The Lord Mayor of London is the mayor of the City of London and the leader of the City of London Corporation. Within the City, the Lord Mayor is accorded precedence over all individuals except the sovereign and retains various traditional powers, rights, and privileges, including the title and style The Right Honourable Lord Mayor of London.

One of the world's oldest continuously elected civic offices, it is entirely separate from the directly elected Mayor of London, a political office controlling a budget which covers the much larger area of Greater London.

The Corporation of London changed its name to the City of London Corporation in 2006, and accordingly the title Lord Mayor of the City of London was introduced, so as to avoid confusion with that of Mayor of London. However, the legal and commonly used title remains Lord Mayor of London. The Lord Mayor is elected at Common Hall each year on Michaelmas, and takes office on the Friday before the second Saturday in November, at The Silent Ceremony. The Lord Mayor's Show is held on the day after taking office; the Lord Mayor, preceded by a procession, travels to the Royal Courts of Justice at the Strand to swear allegiance to the sovereign before the Justices of the High Court.
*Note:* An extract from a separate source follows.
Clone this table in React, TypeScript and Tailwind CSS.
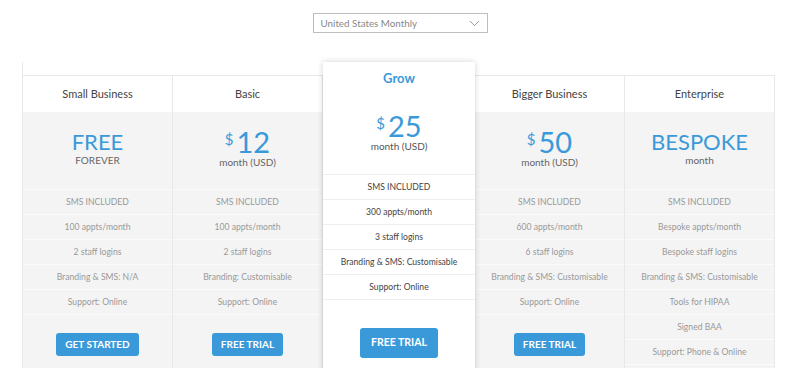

The Lord Mayor's main role nowadays is to represent, support and promote the businesses and residents in the City of London. Today these businesses are mostly in the financial sector, and the Lord Mayor is regarded as the champion of the entire UK-based financial sector regardless of ownership or location throughout the country. As leader of the Corporation of the City of London, the Lord Mayor serves as the key spokesman for the local authority and also has important ceremonial and social responsibilities. The Lord Mayor is non-affiliated politically, typically delivering many hundreds of speeches and addresses per year and attending many receptions and other events in London and beyond. Incumbents usually make overseas visits under the auspices of the FCDO. The Lord Mayor, ex officio Rector of City, University of London and also Admiral of the Port of London, is assisted in day-to-day administration by the Mansion House 'Esquires' whose titles include the City Marshal, Sword Bearer and Common Crier.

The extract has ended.